:: Material provided ::
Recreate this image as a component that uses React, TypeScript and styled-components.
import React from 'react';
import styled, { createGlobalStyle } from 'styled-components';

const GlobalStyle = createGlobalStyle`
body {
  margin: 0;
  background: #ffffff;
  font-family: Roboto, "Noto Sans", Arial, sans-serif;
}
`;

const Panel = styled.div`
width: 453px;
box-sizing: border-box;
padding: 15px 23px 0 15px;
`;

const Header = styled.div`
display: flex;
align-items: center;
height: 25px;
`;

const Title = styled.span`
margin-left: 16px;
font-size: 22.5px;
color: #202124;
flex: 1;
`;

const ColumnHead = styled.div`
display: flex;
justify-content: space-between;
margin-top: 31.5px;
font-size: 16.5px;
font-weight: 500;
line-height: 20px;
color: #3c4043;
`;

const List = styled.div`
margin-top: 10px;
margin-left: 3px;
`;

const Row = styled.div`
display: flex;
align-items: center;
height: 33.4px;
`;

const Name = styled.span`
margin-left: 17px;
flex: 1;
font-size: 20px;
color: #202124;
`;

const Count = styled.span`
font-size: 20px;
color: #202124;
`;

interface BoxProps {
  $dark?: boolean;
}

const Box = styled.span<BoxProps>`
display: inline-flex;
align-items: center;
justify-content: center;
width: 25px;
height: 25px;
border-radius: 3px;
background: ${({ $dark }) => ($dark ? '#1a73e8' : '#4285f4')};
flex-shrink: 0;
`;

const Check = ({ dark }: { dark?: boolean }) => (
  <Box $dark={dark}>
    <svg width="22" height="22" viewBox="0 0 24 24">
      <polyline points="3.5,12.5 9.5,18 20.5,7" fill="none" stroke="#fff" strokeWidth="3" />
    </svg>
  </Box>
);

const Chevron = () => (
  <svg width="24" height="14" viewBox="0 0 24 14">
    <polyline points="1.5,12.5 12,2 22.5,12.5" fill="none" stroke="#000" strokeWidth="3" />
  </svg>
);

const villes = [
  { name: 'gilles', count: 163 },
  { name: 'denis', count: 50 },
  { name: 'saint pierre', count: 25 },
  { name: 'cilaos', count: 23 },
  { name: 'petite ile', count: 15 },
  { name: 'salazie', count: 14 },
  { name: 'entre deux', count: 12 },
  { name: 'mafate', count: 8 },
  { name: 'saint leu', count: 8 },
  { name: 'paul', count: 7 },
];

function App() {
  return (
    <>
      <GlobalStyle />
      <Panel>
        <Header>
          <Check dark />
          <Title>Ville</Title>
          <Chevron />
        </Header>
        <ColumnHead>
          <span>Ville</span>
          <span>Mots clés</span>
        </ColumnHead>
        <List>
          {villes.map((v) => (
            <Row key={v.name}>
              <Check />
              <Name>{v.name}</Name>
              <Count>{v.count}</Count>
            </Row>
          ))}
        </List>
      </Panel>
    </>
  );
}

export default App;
:::
▶ **Exercise**:
Extract all of the data above and output it character for character.

▶ **Task result**:
Recreate this image as a component that uses React, TypeScript and styled-components.
import React from 'react';
import styled, { createGlobalStyle } from 'styled-components';

const GlobalStyle = createGlobalStyle`
body {
  margin: 0;
  background: #ffffff;
  font-family: Roboto, "Noto Sans", Arial, sans-serif;
}
`;

const Panel = styled.div`
width: 453px;
box-sizing: border-box;
padding: 15px 23px 0 15px;
`;

const Header = styled.div`
display: flex;
align-items: center;
height: 25px;
`;

const Title = styled.span`
margin-left: 16px;
font-size: 22.5px;
color: #202124;
flex: 1;
`;

const ColumnHead = styled.div`
display: flex;
justify-content: space-between;
margin-top: 31.5px;
font-size: 16.5px;
font-weight: 500;
line-height: 20px;
color: #3c4043;
`;

const List = styled.div`
margin-top: 10px;
margin-left: 3px;
`;

const Row = styled.div`
display: flex;
align-items: center;
height: 33.4px;
`;

const Name = styled.span`
margin-left: 17px;
flex: 1;
font-size: 20px;
color: #202124;
`;

const Count = styled.span`
font-size: 20px;
color: #202124;
`;

interface BoxProps {
  $dark?: boolean;
}

const Box = styled.span<BoxProps>`
display: inline-flex;
align-items: center;
justify-content: center;
width: 25px;
height: 25px;
border-radius: 3px;
background: ${({ $dark }) => ($dark ? '#1a73e8' : '#4285f4')};
flex-shrink: 0;
`;

const Check = ({ dark }: { dark?: boolean }) => (
  <Box $dark={dark}>
    <svg width="22" height="22" viewBox="0 0 24 24">
      <polyline points="3.5,12.5 9.5,18 20.5,7" fill="none" stroke="#fff" strokeWidth="3" />
    </svg>
  </Box>
);

const Chevron = () => (
  <svg width="24" height="14" viewBox="0 0 24 14">
    <polyline points="1.5,12.5 12,2 22.5,12.5" fill="none" stroke="#000" strokeWidth="3" />
  </svg>
);

const villes = [
  { name: 'gilles', count: 163 },
  { name: 'denis', count: 50 },
  { name: 'saint pierre', count: 25 },
  { name: 'cilaos', count: 23 },
  { name: 'petite ile', count: 15 },
  { name: 'salazie', count: 14 },
  { name: 'entre deux', count: 12 },
  { name: 'mafate', count: 8 },
  { name: 'saint leu', count: 8 },
  { name: 'paul', count: 7 },
];

function App() {
  return (
    <>
      <GlobalStyle />
      <Panel>
        <Header>
          <Check dark />
          <Title>Ville</Title>
          <Chevron />
        </Header>
        <ColumnHead>
          <span>Ville</span>
          <span>Mots clés</span>
        </ColumnHead>
        <List>
          {villes.map((v) => (
            <Row key={v.name}>
              <Check />
              <Name>{v.name}</Name>
              <Count>{v.count}</Count>
            </Row>
          ))}
        </List>
      </Panel>
    </>
  );
}

export default App;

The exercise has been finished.